(SOURCE DATA)

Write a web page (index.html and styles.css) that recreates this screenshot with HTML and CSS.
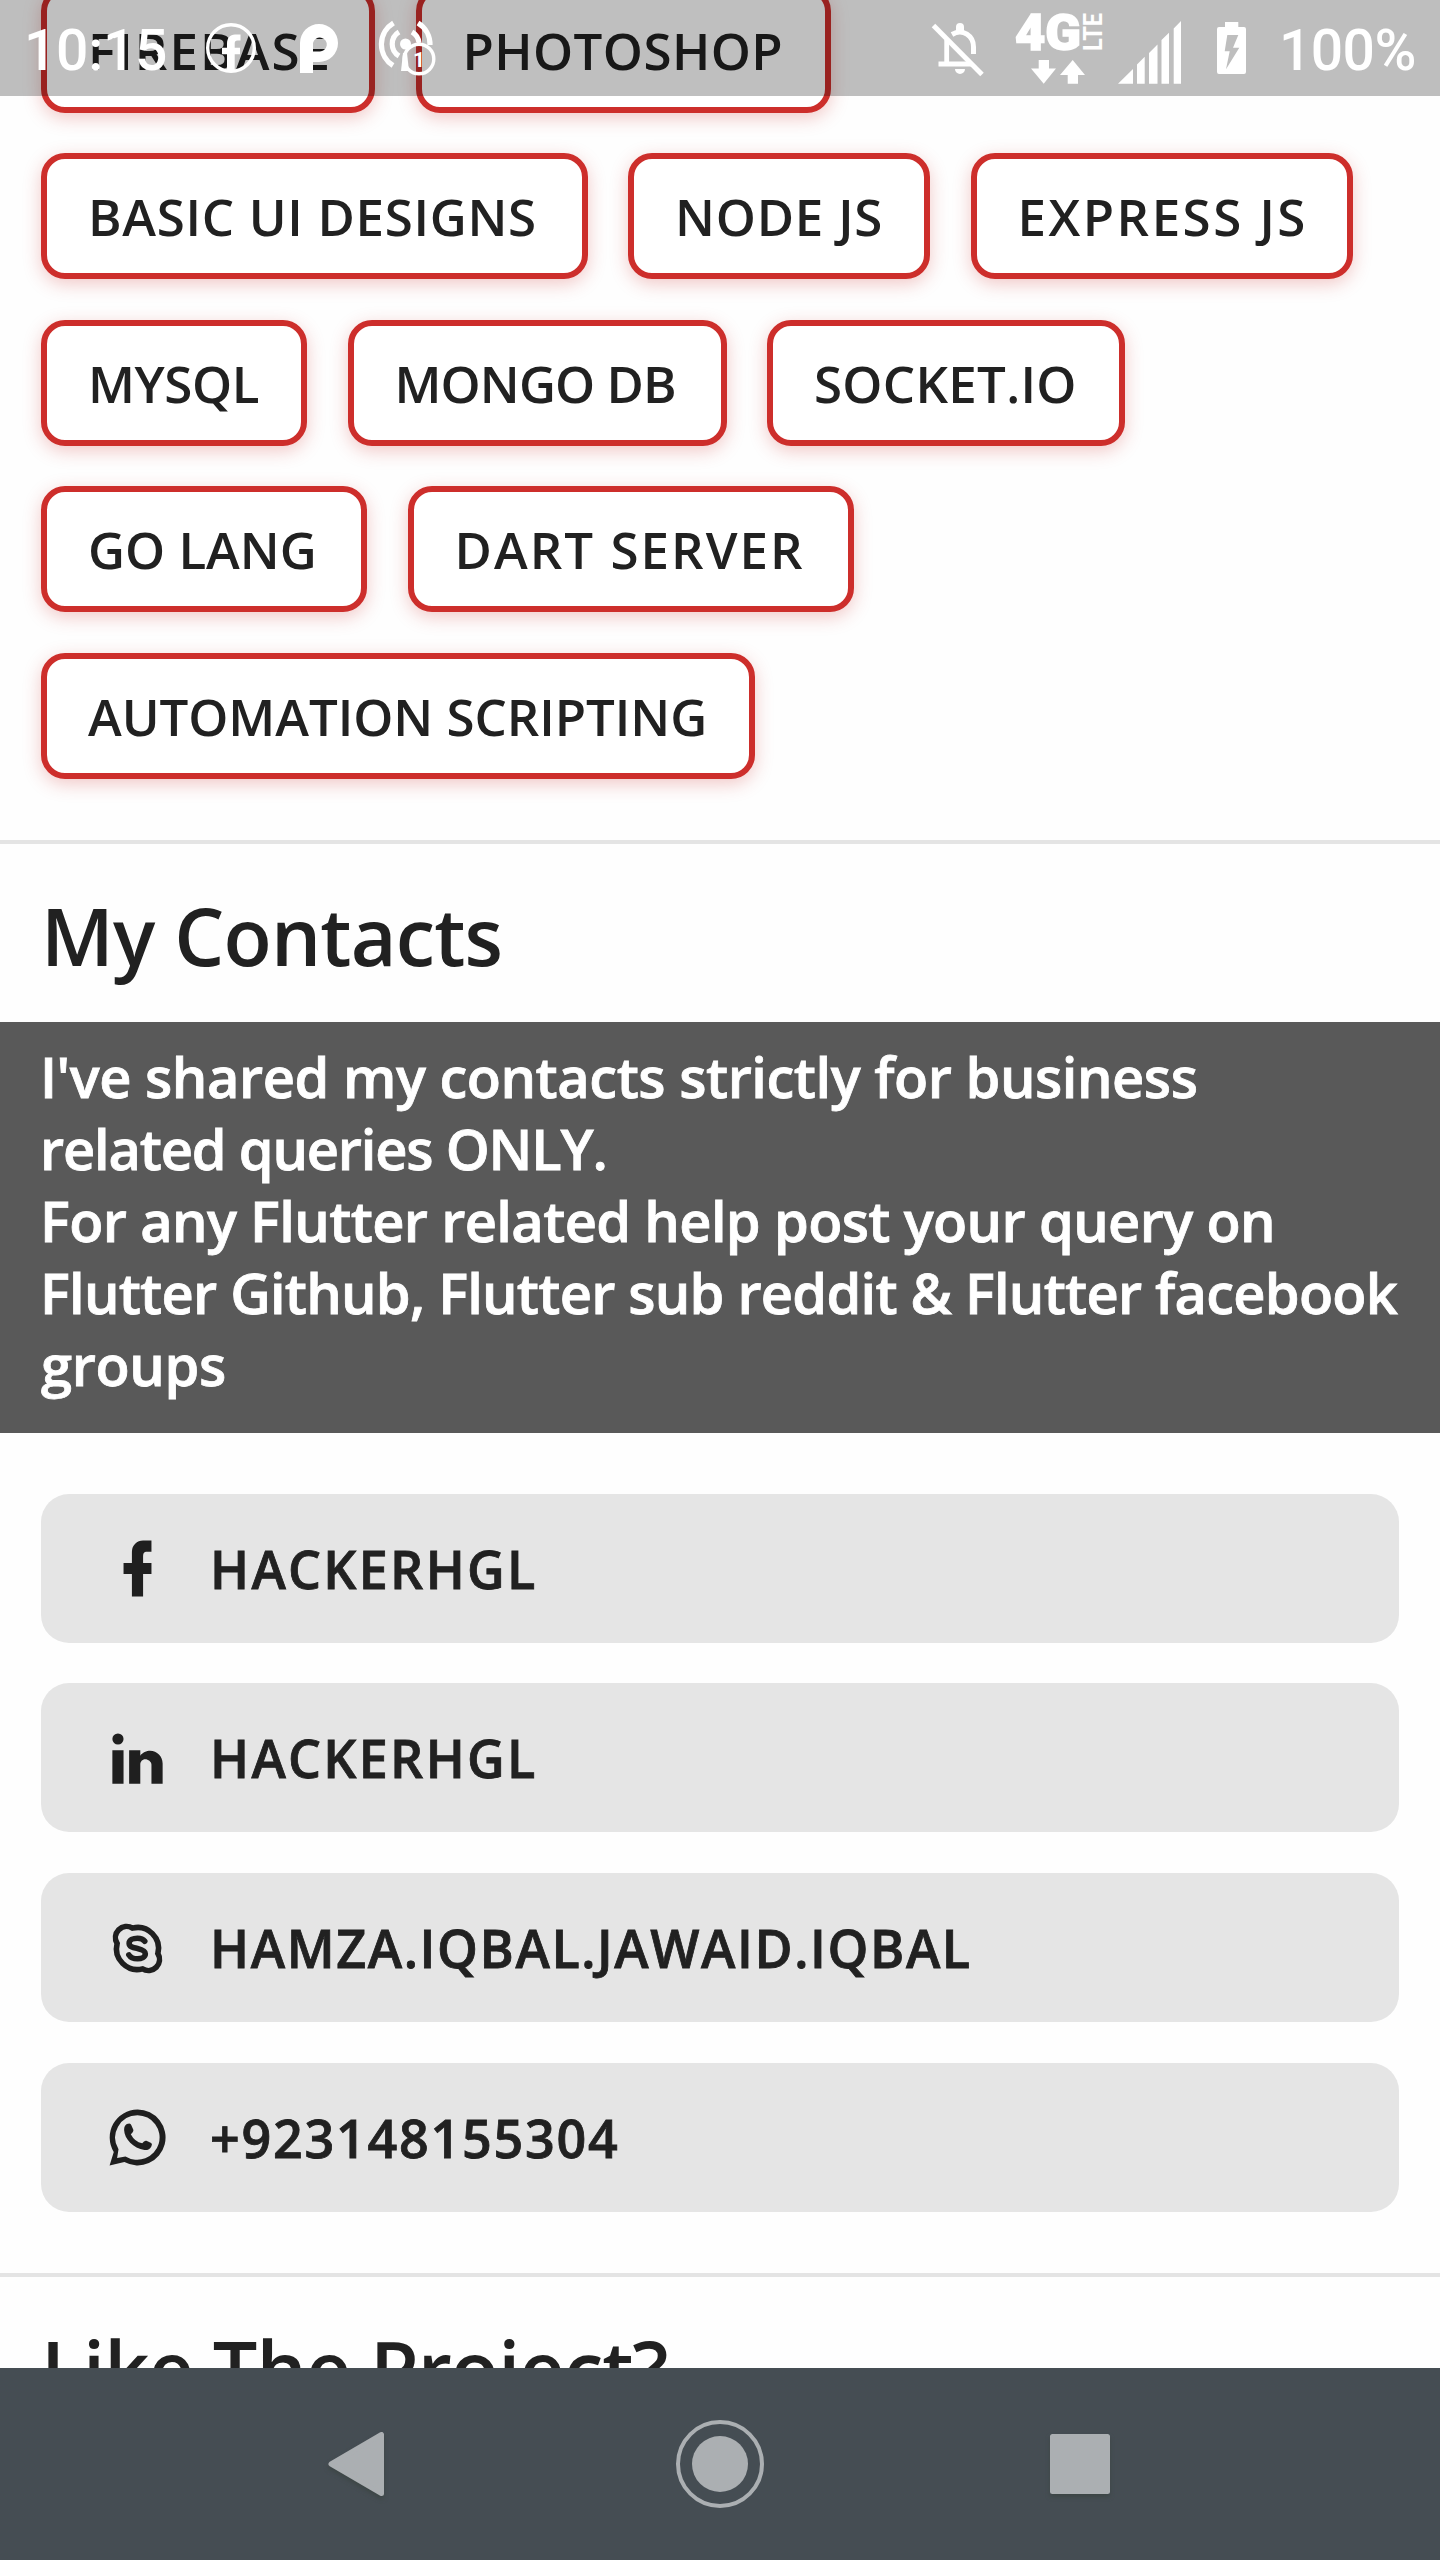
FILE: index.html
```html
<!DOCTYPE html>
<html lang="en">
<head>
<meta charset="utf-8">
<title>About me</title>
<link rel="stylesheet" href="styles.css">
</head>
<body>
<div class="screen">
  <header class="status">
    <span class="clock">10:15</span>
    <svg class="s-fb" viewBox="206 0 50 96" width="50" height="96"><circle cx="231" cy="48" r="23.3" fill="none" stroke="#fff" stroke-width="3.4"/><path fill="#fff" d="M227 72V54.300H222V47.700H227V44C227 38 230 34.600 235 34.600H240.500V40.500H237.500C235.500 40.500 234.700 41.500 234.700 43.500V47.700H240V54.300H234.700V72Z"/></svg>
    <svg class="s-p" viewBox="300 0 38 96" width="38" height="96"><path fill="#fff" fill-rule="evenodd" d="M300 73V43A19 19 0 1 1 319 62H313V73ZM313 51.500H319A7 7 0 1 0 313 43Z"/></svg>
    <svg class="s-hot" viewBox="378 0 58 96" width="58" height="96"><g fill="none" stroke="#fff" stroke-width="5.200"><path d="M393.500 23A25 25 0 0 0 393 65.500M418 23A25 25 0 0 1 430 45"/><path d="M399 32A14 14 0 0 0 399 56M412 32A14 14 0 0 1 419 43"/></g><circle cx="405.500" cy="44" r="5.500" fill="#fff"/><path fill="#fff" d="M403 53H407L409 71H401Z"/><circle cx="419" cy="59" r="14.800" fill="none" stroke="#fff" stroke-width="3.400"/><text x="419" y="67" text-anchor="middle" class="one">1</text></svg>
    <span class="spacer"></span>
    <svg class="s-bell" viewBox="930 0 56 96" width="56" height="96"><g fill="none" stroke="#fff"><path stroke-width="4.800" d="M946.700 40V64M938.500 64H972"/><path stroke-width="5" d="M952 34.500C963 28 973.500 36 973.500 47V54"/><path stroke-width="5" d="M933.500 25.500L982 74.500"/></g><path fill="#fff" d="M956 31V27A4 4 0 0 1 964 27V31ZM955 69H965A5 5 0 0 1 955 69Z"/></svg>
    <svg class="s-4g" viewBox="1014 0 92 96" width="92" height="96"><text x="1015" y="50" class="four" textLength="66" lengthAdjust="spacingAndGlyphs">4G</text><text transform="translate(1102 51) rotate(-90)" class="lte" textLength="38" lengthAdjust="spacingAndGlyphs">LTE</text><path fill="#fff" d="M1038.700 60H1049V68.500H1056L1043.700 83.700L1031 68.500H1038.700ZM1072.700 60L1085 75H1078V83.700H1067.700V75H1060Z"/></svg>
    <svg class="s-sig" viewBox="1118 0 63 96" width="63" height="96"><path fill="#fff" d="M1118 83.700L1133 69V83.700ZM1137 83.700V64.500L1144.700 56.700V83.700ZM1149 83.700V53L1157.500 44.500V83.700ZM1161.500 83.700V40L1169 32.700V83.700ZM1173.700 83.700V28.500L1181 21V83.700Z"/></svg>
    <svg class="s-bat" viewBox="1217 0 29 96" width="29" height="96"><path fill="#fff" fill-rule="evenodd" d="M1225 22H1238.300V27H1244Q1246 27 1246 29V72Q1246 74 1244 74H1219Q1217 74 1217 72V29Q1217 27 1219 27H1225ZM1227.300 35L1224.700 51.300H1229.700L1226 69.300L1239.300 47.700H1233L1238.300 35Z"/></svg>
    <span class="percent">100%</span>
  </header>

  <main class="content">
    <div class="chips">
      <span class="chip firebase">FIREBASE</span>
      <span class="chip photoshop">PHOTOSHOP</span>
      <span class="chip design">BASIC UI DESIGNS</span>
      <span class="chip node">NODE JS</span>
      <span class="chip express">EXPRESS JS</span>
      <span class="chip mysql">MYSQL</span>
      <span class="chip mongo">MONGO DB</span>
      <span class="chip socket">SOCKET.IO</span>
      <span class="chip golang">GO LANG</span>
      <span class="chip dart">DART SERVER</span>
      <span class="chip automation">AUTOMATION SCRIPTING</span>
    </div>
    <section class="section">
      <h2 class="title">My Contacts</h2>
      <p class="notice">
        <span class="line l1">I've shared my contacts strictly for business</span>
        <span class="line l2">related queries ONLY.</span>
        <span class="line l3">For any Flutter related help post your query on</span>
        <span class="line l4">Flutter Github, Flutter sub reddit &amp; Flutter facebook</span>
        <span class="line l5">groups</span>
      </p>
      <div class="contacts">
        <a class="contact handle"><svg class="icon" viewBox="0 0 24 24"><path d="M17 2V6H15C14.310 6 14 6.810 14 7.500V10H17V14H14V22H10V14H7V10H10V6A4 4 0 0 1 14 2Z"/></svg>HACKERHGL</a>
        <a class="contact handle"><svg class="icon" viewBox="0 0 24 24"><path d="M21 21H17V14.250C17 13.190 15.810 12.310 14.750 12.310S13 13.190 13 14.250V21H9V9H13V11C13.660 9.930 15.360 9.240 16.500 9.240C19 9.240 21 11.280 21 13.750ZM7 21H3V9H7ZM5 3A2 2 0 1 1 5 7A2 2 0 0 1 5 3Z"/></svg>HACKERHGL</a>
        <a class="contact skype"><svg class="icon outline" viewBox="0 0 24 24"><path d="M10.200 4.700A7.500 7.500 0 0 1 19.300 13.800A4 4 0 0 1 13.800 19.300A7.500 7.500 0 0 1 4.700 10.200A4 4 0 0 1 10.200 4.700Z"/><path stroke-linecap="round" d="M14.600 9.400C14 8.600 13.100 8.300 12 8.300C10.400 8.300 9 8.900 9 10.100C9 11.500 10.500 11.700 12 12C13.700 12.400 14.800 12.800 14.800 13.900C14.800 15.100 13.400 15.700 12 15.700C10.600 15.700 9.500 15.300 8.900 14.300"/></svg>HAMZA.IQBAL.JAWAID.IQBAL</a>
        <a class="contact phone"><svg class="icon" viewBox="0 0 24 24"><path fill-rule="evenodd" d="M12 2A10 10 0 1 1 7.300 20.800L2 22L3.500 17.200A10 10 0 0 1 12 2ZM12 4A8 8 0 0 0 5.200 16.200L4.700 19.300L7.700 18.800A8 8 0 1 0 12 4Z"/><path d="M8.200 7.200Q9.500 6.600 9.800 7.600L10.500 9.200Q10.700 9.800 9.600 10.800Q11 13.500 13.700 14.100Q14.500 12.900 15.200 13.200L16.900 14Q17.400 14.300 17 15.100Q16.300 16.600 14.500 16.500C10.500 15.800 7.300 12.500 7.200 9.300Q7.200 7.700 8.200 7.200Z"/></svg>+923148155304</a>
      </div>
    </section>
    <section class="section">
      <h2 class="title like">Like The Project?</h2>
    </section>
  </main>

  <nav class="navbar">
    <svg class="nav-icon" viewBox="0 0 100 100"><path class="cast" d="M21 50L71.500 20.500V79.500Z"/></svg>
    <svg class="nav-icon" viewBox="0 0 100 100"><circle cx="50" cy="50" r="28"/><circle cx="50" cy="50" r="42" fill="none" stroke="#abafb2" stroke-width="4"/></svg>
    <svg class="nav-icon" viewBox="0 0 100 100"><rect class="cast" x="22.500" y="22.500" width="55" height="55"/></svg>
  </nav>
</div>
</body>
</html>
```
FILE: styles.css
```css
* { box-sizing: border-box; }
body { margin: 0; background: #fefefe; }
.screen {
  position: relative;
  display: flex;
  flex-direction: column;
  width: 1440px;
  height: 2560px;
  overflow: hidden;
  font-family: "Open Sans", "Noto Sans", sans-serif;
  font-weight: 600;
  color: #212121;
}

/* translucent system bar lying over the scrolled content */
.status {
  position: absolute;
  inset: 0 0 auto 0;
  z-index: 2;
  display: flex;
  align-items: center;
  height: 96px;
  padding: 0 22px 0 24px;
  background: rgba(0, 0, 0, .25);
  color: #fff;
  font: 500 57px/96px Roboto, sans-serif;
}
.status svg { flex: none; display: block; overflow: visible; }
.clock { width: 182px; padding-top: 5px; letter-spacing: -.3px; white-space: nowrap; }
.s-p { margin-left: 44px; }
.s-hot { margin-left: 40px; }
.spacer { flex: 1; }
.s-4g { margin-left: 28px; }
.s-sig { margin-left: 12px; }
.s-bat { margin-left: 36px; }
.percent { width: 139px; margin-left: 33px; padding-top: 5px; letter-spacing: -.6px; white-space: nowrap; }
.one { font: 700 21px Roboto, sans-serif; fill: #fff; }
.four { font: 900 50px Roboto, sans-serif; fill: #fff; stroke: #fff; stroke-width: 1.5px; }
.lte { font: 700 25px Roboto, sans-serif; fill: #fff; }

.content { flex: 1; min-height: 0; overflow: hidden; }
.chips {
  display: flex;
  flex-wrap: wrap;
  align-content: flex-start;
  gap: 40.5px;
  height: 840px;
  margin-top: -13.5px;
  margin-bottom: 13.5px;
  padding: 0 41px;
}
.chip {
  height: 126px;
  padding-left: 41px;
  border: 6px solid #cd2e2b;
  border-radius: 24px;
  background: #fff;
  box-shadow: 0 5px 18px rgba(205, 46, 43, .26);
  font-size: 51px;
  line-height: 114px;
  white-space: nowrap;
}
.firebase { width: 334px; letter-spacing: 2.05px; }
.photoshop { width: 415px; letter-spacing: .43px; }
.design { width: 546.5px; letter-spacing: .7px; }
.node { width: 302px; letter-spacing: .8px; }
.express { width: 382.5px; letter-spacing: 2.5px; }
.mysql { width: 266px; letter-spacing: -.4px; }
.mongo { width: 379px; letter-spacing: -.9px; }
.socket { width: 358px; letter-spacing: .3px; }
.golang { width: 326px; letter-spacing: 0; }
.dart { width: 446px; letter-spacing: 2.05px; }
.automation { width: 714px; letter-spacing: -.05px; }

.section { border-top: 4px solid #e4e4e4; }
.title {
  height: 178px;
  margin: 0;
  padding-left: 41px;
  font-size: 79px;
  font-weight: 600;
  line-height: 183px;
  letter-spacing: -.8px;
}
.like { letter-spacing: -.9px; }
.notice {
  height: 411px;
  margin: 0;
  padding: 18px 0 0 40px;
  background: #595959;
  color: #fff;
  font-size: 56px;
  line-height: 72px;
  -webkit-text-stroke: .8px #fff;
}
.line { display: block; white-space: nowrap; }
.l1 { letter-spacing: -.47px; }
.l2 { letter-spacing: -1.2px; }
.l3 { letter-spacing: -.65px; }
.l4 { letter-spacing: -.77px; }
.l5 { padding-left: 1px; letter-spacing: -.36px; }

.contacts {
  display: flex;
  flex-direction: column;
  gap: 40.7px;
  padding: 60.7px 41px 61.5px;
}
.contact {
  display: flex;
  align-items: center;
  gap: 39px;
  height: 149px;
  padding-left: 63px;
  border-radius: 28px;
  background: #e5e5e5;
  font-size: 52px;
  line-height: 149px;
  -webkit-text-stroke: .8px #212121;
}
.handle { letter-spacing: 2.3px; }
.skype { letter-spacing: 1.6px; }
.phone { letter-spacing: 1.77px; }
.icon { width: 67px; height: 67px; margin-top: 1px; fill: #1f1f1f; }
.outline { fill: none; stroke: #1f1f1f; stroke-width: 2; }

.navbar {
  display: flex;
  flex: none;
  align-items: center;
  justify-content: center;
  gap: 260px;
  height: 192px;
  background: #454d53;
}
.nav-icon { width: 100px; height: 100px; fill: #abafb2; }
.cast {
  stroke: #abafb2;
  stroke-width: 5;
  stroke-linejoin: round;
  filter: drop-shadow(0 3px 2px rgba(55, 65, 60, .6));
}
```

(TASK PROMPT) For the data above, state only how many lines include the word "index".

(EXPECTED ANSWER) 3